DEW Conference – November 2nd

The third in the series of Dublin Economics Workshop meetings on the Irish economy will take place on November 2nd at the Radission SAS Hotel, Golden Lane, Dublin 2.   The programme details are as follows:
1300 Registration
Session 1
Chair and Discussant – John Fitzgerald (ESRI)
1330-1415 David Blanchflower (Dartmouth) – What Should Be Done About Rising Unemployment?
1415-1445 Colm Harmon (UCD) – Education and Innovation Strategies
1445-1515 Discussion and Q&A
1515-1530 Coffee Break
Session 2
Chair and Discussant – Colm McCarthy (UCD)
1530-1600 John McHale (NUIG) – The Other Crisis:  Whither Irish Pensions?
1600-1630 Philip Lane (TCD) – Fiscal Policy and Macroeconomic Adjustment in Ireland
1630-1700 DIscussion and Q&A
Please RSVP to emma.barron@ucd.ie (many thanks to those who have already done so!).  We are looking forward to a full house and a lively meeting.

4 thoughts on “DEW Conference – November 2nd”

  1. From listening to various experts in recent weeks/months it does appear the volatility in price per kwh of electricity is something we will have to face up to. From a point of view of companies based in Ireland which depend on power as a significant input of their production, be it the knowledge economy or otherwise.

    An interesting table here from the DOE in the US, with real and nominal rates per kwh since 1960.

    http://www.eia.doe.gov/emeu/aer/txt/ptb0810.html

    Everything I have heard in recent times though, points to a rapid increase in the price over the next 10, 20+ years.

  2. Sometimes, a image or a video can set the right note to think about a future.

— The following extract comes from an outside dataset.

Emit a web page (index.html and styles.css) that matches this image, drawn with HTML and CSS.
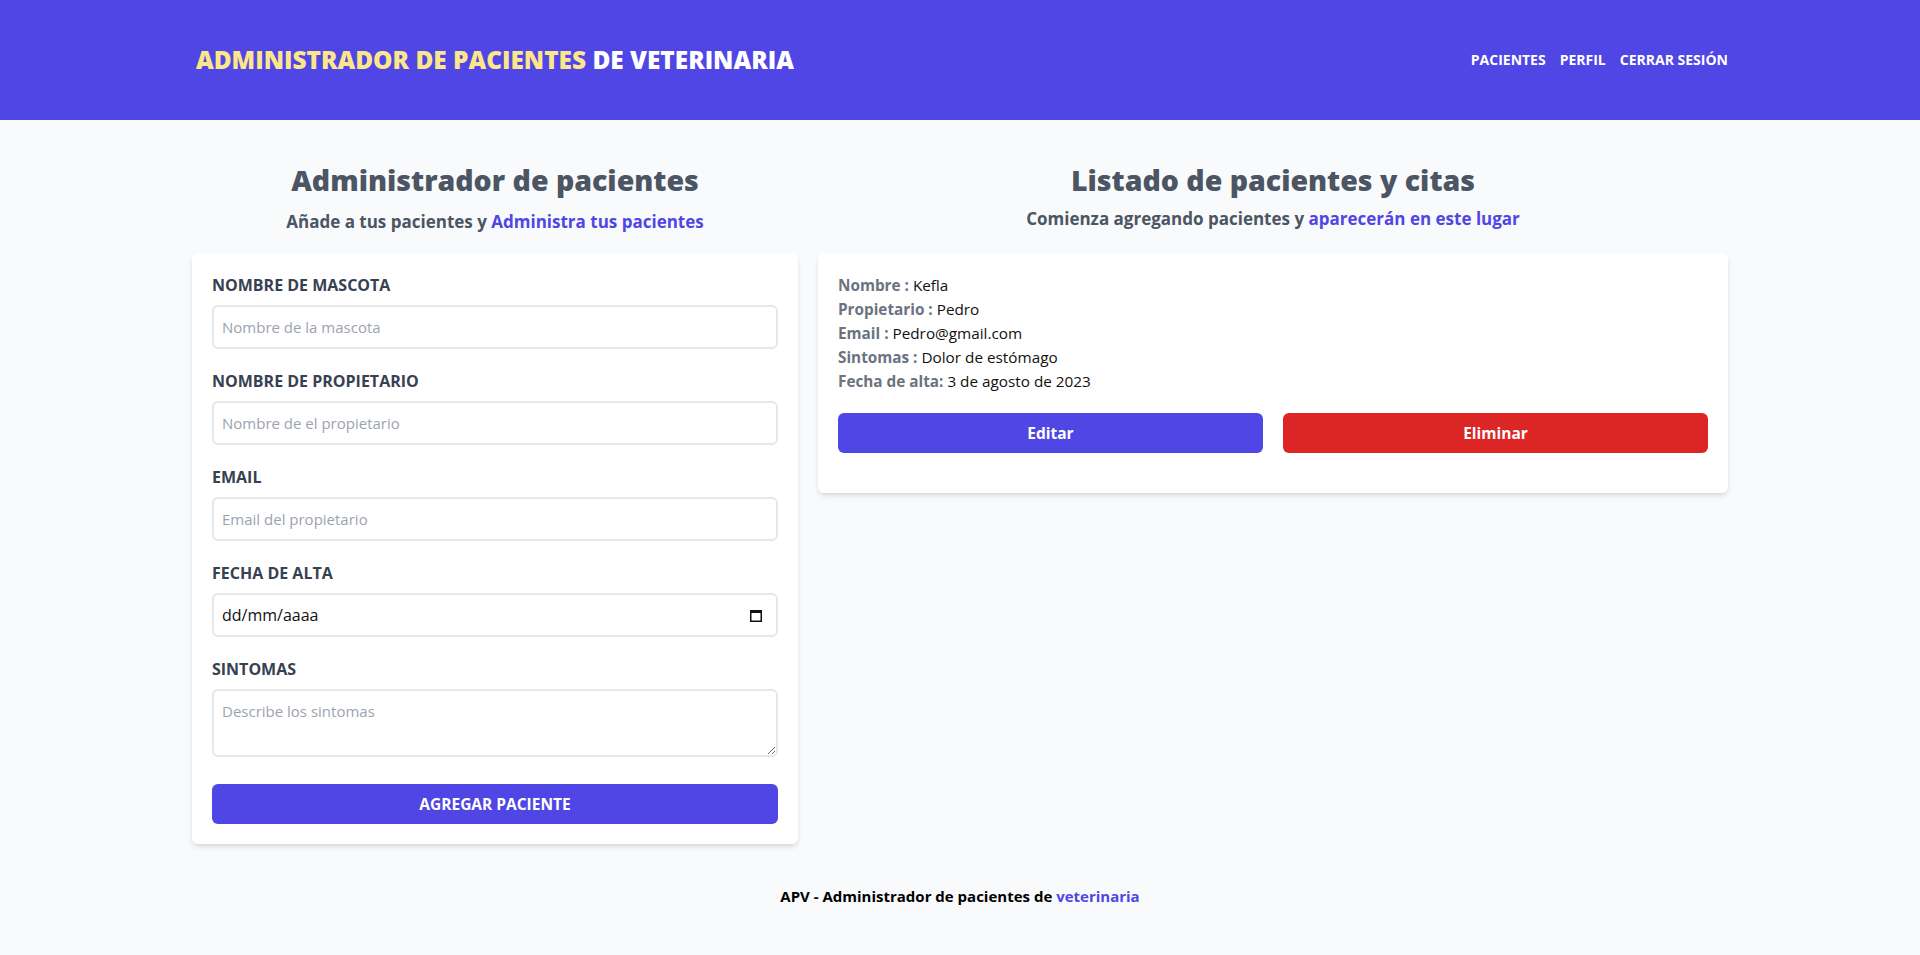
FILE: index.html
```html
<!DOCTYPE html>
<html lang="es">
<head>
<meta charset="utf-8">
<title>APV - Administrador de pacientes de veterinaria</title>
<link rel="stylesheet" href="styles.css">
</head>
<body>
<header class="topbar">
  <div class="topbar-inner">
    <h1 class="brand"><span class="brand-accent">Administrador de pacientes</span> de veterinaria</h1>
    <nav class="nav">
      <a href="#" class="nav-link">Pacientes</a>
      <a href="#" class="nav-link">Perfil</a>
      <a href="#" class="nav-link">Cerrar sesión</a>
    </nav>
  </div>
</header>

<main class="main">
  <section class="col-form">
    <h2 class="section-title">Administrador de pacientes</h2>
    <p class="section-sub sub-left">Añade a tus pacientes y <span class="accent">Administra tus pacientes</span></p>
    <form class="card form-card">
      <div class="field">
        <label class="label" for="mascota">Nombre de mascota</label>
        <input id="mascota" class="input" type="text" placeholder="Nombre de la mascota">
      </div>
      <div class="field">
        <label class="label" for="propietario">Nombre de propietario</label>
        <input id="propietario" class="input" type="text" placeholder="Nombre de el propietario">
      </div>
      <div class="field">
        <label class="label" for="email">Email</label>
        <input id="email" class="input" type="email" placeholder="Email del propietario">
      </div>
      <div class="field">
        <label class="label" for="fecha">Fecha de alta</label>
        <div id="fecha" class="input date-input">
          <span class="date-text">dd/mm/aaaa</span>
          <svg class="cal-icon" width="12" height="13" viewBox="0 0 12 13" aria-hidden="true">
            <rect x="0.75" y="1.75" width="10.5" height="10.5" fill="none" stroke="#111" stroke-width="1.5"/>
            <rect x="0" y="1" width="12" height="3" fill="#111"/>
          </svg>
        </div>
      </div>
      <div class="field field-last">
        <label class="label" for="sintomas">Sintomas</label>
        <textarea id="sintomas" class="input textarea" rows="2" placeholder="Describe los sintomas"></textarea>
      </div>
      <button type="button" class="btn btn-submit">Agregar paciente</button>
    </form>
  </section>

  <section class="col-list">
    <h2 class="section-title">Listado de pacientes y citas</h2>
    <p class="section-sub sub-right">Comienza agregando pacientes y <span class="accent">aparecerán en este lugar</span></p>
    <div class="card patient-card">
      <p class="row"><span class="key">Nombre :</span> Kefla</p>
      <p class="row"><span class="key">Propietario :</span> Pedro</p>
      <p class="row"><span class="key">Email :</span> Pedro@gmail.com</p>
      <p class="row"><span class="key">Sintomas :</span> Dolor de estómago</p>
      <p class="row"><span class="key">Fecha de alta:</span> 3 de agosto de 2023</p>
      <div class="actions">
        <button type="button" class="btn btn-edit">Editar</button>
        <button type="button" class="btn btn-delete">Eliminar</button>
      </div>
    </div>
  </section>
</main>

<footer class="footer">APV - Administrador de pacientes de <span class="accent">veterinaria</span></footer>
</body>
</html>
```

FILE: styles.css
```css
* { box-sizing: border-box; }

body {
  margin: 0;
  background: #f9fafb;
  font-family: "Open Sans", "Noto Sans", sans-serif;
  color: #111827;
  min-height: 955px;
}

.topbar {
  background: #4f46e5;
  height: 120px;
}

.topbar-inner {
  width: 1536px;
  margin: 0 auto;
  height: 100%;
  display: flex;
  align-items: center;
  justify-content: space-between;
  padding-left: 4px;
}

.brand {
  margin: 0;
  font-size: 24.4px;
  line-height: 32px;
  font-weight: 800;
  text-transform: uppercase;
  color: #ffffff;
}

.brand-accent { color: #fde68a; }

.nav {
  display: flex;
  gap: 14px;
}

.nav-link {
  color: #ffffff;
  text-decoration: none;
  text-transform: uppercase;
  font-weight: 700;
  font-size: 14px;
  line-height: 20px;
}

.main {
  width: 1536px;
  margin: 0 auto;
  padding-top: 42px;
  display: flex;
  gap: 20px;
  align-items: flex-start;
}

.col-form { width: 606px; flex: none; }
.col-list { flex: 1; }

.section-title {
  margin: 0;
  text-align: center;
  font-size: 28.5px;
  line-height: 36px;
  font-weight: 800;
  color: #4b5563;
}

.section-sub {
  text-align: center;
  font-size: 17px;
  line-height: 28px;
  font-weight: 700;
  color: #4b5563;
}

.sub-left { margin: 10px 0 17px; }
.sub-right { margin: 7px 0 20px; }

.accent { color: #4f46e5; }

.card {
  background: #ffffff;
  border-radius: 6px;
  box-shadow: 0 4px 6px -1px rgba(0,0,0,0.1), 0 2px 4px -2px rgba(0,0,0,0.1);
  padding: 20px;
}

.field { margin-bottom: 20px; }
.field-last { margin-bottom: 27px; }

.label {
  display: block;
  font-size: 16px;
  line-height: 24px;
  font-weight: 700;
  text-transform: uppercase;
  color: #374151;
}

.input {
  display: block;
  width: 100%;
  margin-top: 8px;
  padding: 8px;
  border: 2px solid #e5e7eb;
  border-radius: 6px;
  font-family: "Open Sans", "Noto Sans", sans-serif;
  font-size: 15px;
  line-height: 24px;
  color: #111827;
  background: #ffffff;
  outline: none;
}

.input::placeholder { color: #9ca3af; }

.date-input {
  display: flex;
  align-items: center;
  justify-content: space-between;
  padding-right: 14px;
}

.date-text { color: #111111; font-size: 16px; }

.cal-icon { flex: none; }

.textarea {
  height: 68px;
  resize: vertical;
}

.btn {
  display: block;
  border: none;
  border-radius: 6px;
  color: #ffffff;
  font-family: "Open Sans", "Noto Sans", sans-serif;
  font-weight: 700;
  font-size: 15.5px;
  height: 40px;
  cursor: pointer;
}

.btn-submit {
  width: 100%;
  background: #4f46e5;
  text-transform: uppercase;
}

.row {
  margin: 0;
  font-size: 15.3px;
  line-height: 24px;
  color: #111111;
}

.key {
  font-weight: 700;
  color: #6b7280;
}

.actions {
  display: flex;
  gap: 20px;
  margin: 20px 0;
}

.actions .btn { flex: 1; }

.btn-edit { background: #4f46e5; }
.btn-delete { background: #dc2626; }

.footer {
  margin-top: 40px;
  text-align: center;
  font-weight: 700;
  font-size: 15px;
  line-height: 24px;
  color: #000000;
}
```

    It is really fun to look at some of the Rocky Mountain Institute videos of ecologically friendly designs. I noticed in a video about a school, the kids in the schools were really getting into the concepts used in the building, and how it worked etc.

    http://bet.rmi.org/video/case-study-videos.html

    We in Ireland will hardly have the budgets anymore for really energy efficient schools, they may cost more initially. But can we afford to ignore these features completely? Maybe the best way to approach it, is to adopt some clever kinds of phasing plans, so that more intelligent plant and equipment etc, can be installed later on if needs be, to reduce energy dependency of public buildings.

    One comment made in the video was – the taxpayers love us, because we haven’t wasted their money.